- MC Remedee and Susie Q

Background information
- Origin: London, England
- Genres: Hip-hop; hip house;
- Years active: 1983–1992
- Labels: Rhythm King; FFRR;
- Past members: Susan Banfield Debbie Pryce

= Cookie Crew =

1983–1992 British rap duo

Cookie Crew were an English rap music duo formed in Clapham, South London in 1983.

==Career==
Pryce and Banfield were originally part of a rap group called "Warm Milk And The Cookie Crew", but left, shortening their name to just "Cookie Crew". Their career took off after winning a national rap championship and recording two sessions for the John Peel BBC Radio 1 show. They gained a recording contract from the UK dance record label Rhythm King and were put in the studio with the production trio Beatmasters, who put them in a house music direction.

In July 1987, the resultant single "Rok da House" was popular in the nightclubs.
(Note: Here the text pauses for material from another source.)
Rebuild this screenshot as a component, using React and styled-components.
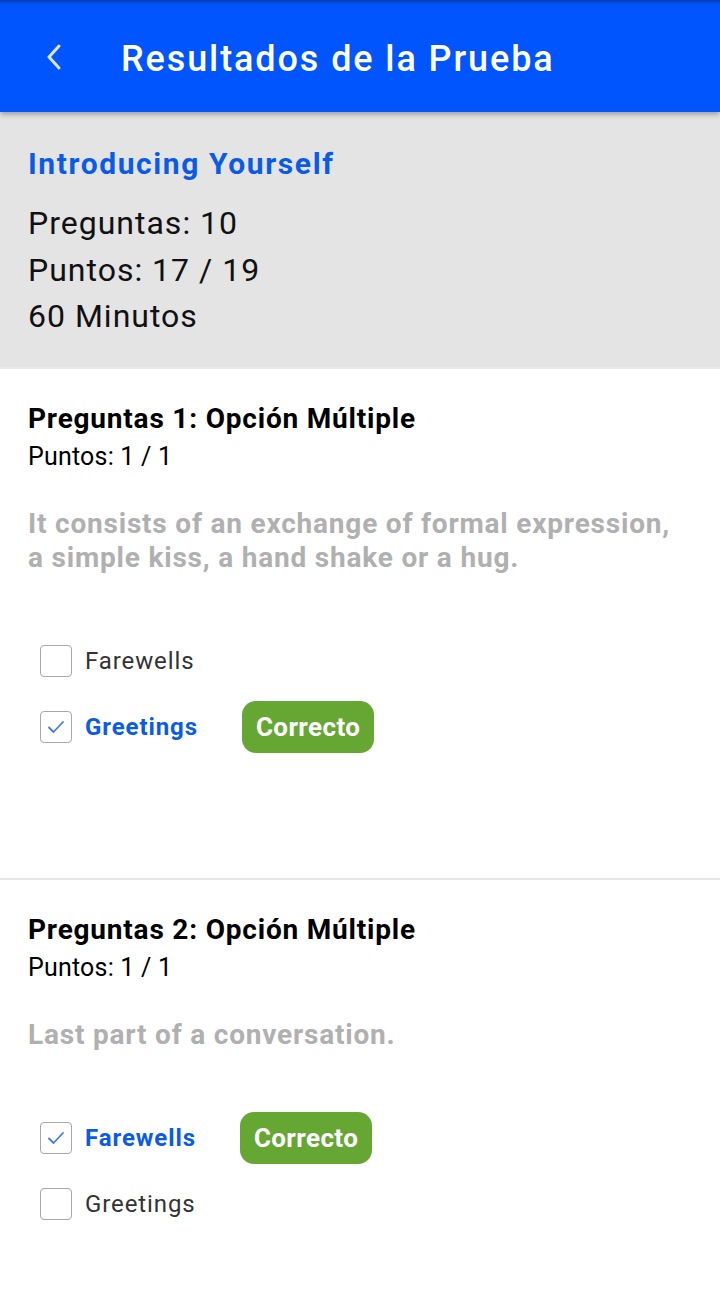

Their follow-up single "Females" also was a minor hit in October 1987. The continuing popularity of "Rok da House" in nightclubs eventually renewed interest in the track and garnered television appearances on the No Limits programme. The record was remixed at the end of December 1987 and crossed over into the mainstream. The song became a top 5 hit in the UK Singles Chart at the beginning of February 1988, and was used for an advertising campaign. The "embryonic hip-house track" was "one of the earliest examples of hip house".

The duo moved on to another record label, FFRR and different producers, resulting in a string of hit singles in 1989, with "Born This Way (Let's Dance)", "Got to Keep On" with Edwin Starr and "Come and Get Some"; plus the album Born This Way! which reached number 24 in the UK Albums Chart. "Got to Keep On" also reached No. 33 in the U.S. Dance chart.

By 1992, there were differences of opinion between the duo and label, who wanted to pursue more of an orthodox hip hop/rap style, and FFRR's owner London Records, who wanted to steer the duo towards more of a pop oriented style of rap. This resulted in the duo parting company with FFRR and retiring from the hip hop/rap scene. Despite this, Pryce and Banfield have remained involved with other projects within the music industry.

The two continued to perform and travel the world. Banfield is the sister of The Pasadenas' singer Andrew Banfield, and Pryce was formerly a chef for the Ministry of Defence.

==Group members==
- MC Remedee (born Debbie Pryce, 16 August 1967)
- Susie Q (born Susan Banfield, 10 March 1967)

==Discography==
===Albums===
- Born This Way – 1989 – UK No. 24; U.S. R&B No. 93
- Fade to Black – 1991

===Singles===

Title: Year; Peak chart positions; Album
UK: IRE; NED; BEL (FLA); FRA; AUS; NZ; US Dance; US R&B
"Rok da House" (as Beatmasters featuring Cookie Crew): 1987; 79; —; —; —; —; —; —; —; —; Anywayawanna
"Females": 78; —; 18; 20; —; —; —; 16; 75; Non-album single
"Rok da House (W.E.F.U.N.K.)" (as Beatmasters featuring Cookie Crew): 1988; 5; 17; 15; 32; 35; 37; 7; —; —; Anywayawanna
"Born This Way (Let's Dance)": 1989; 23; 28; 45; —; —; —; 28; —; —; Born This Way!
"Got to Keep On": 17; 29; —; —; —; —; —; 33; —
"Come On and Get Some": 42; —; —; —; —; —; —; —; —
"Secrets (Of Success)": 1991; 53; —; —; —; —; —; —; —; —; Fade to Black
"Love Will Bring Us Back Together": —; —; —; —; —; —; —; —; —
"Brother Like Sister": 1992; —; —; 46; —; —; —; —; —; —
"—" denotes releases that did not chart or were not released.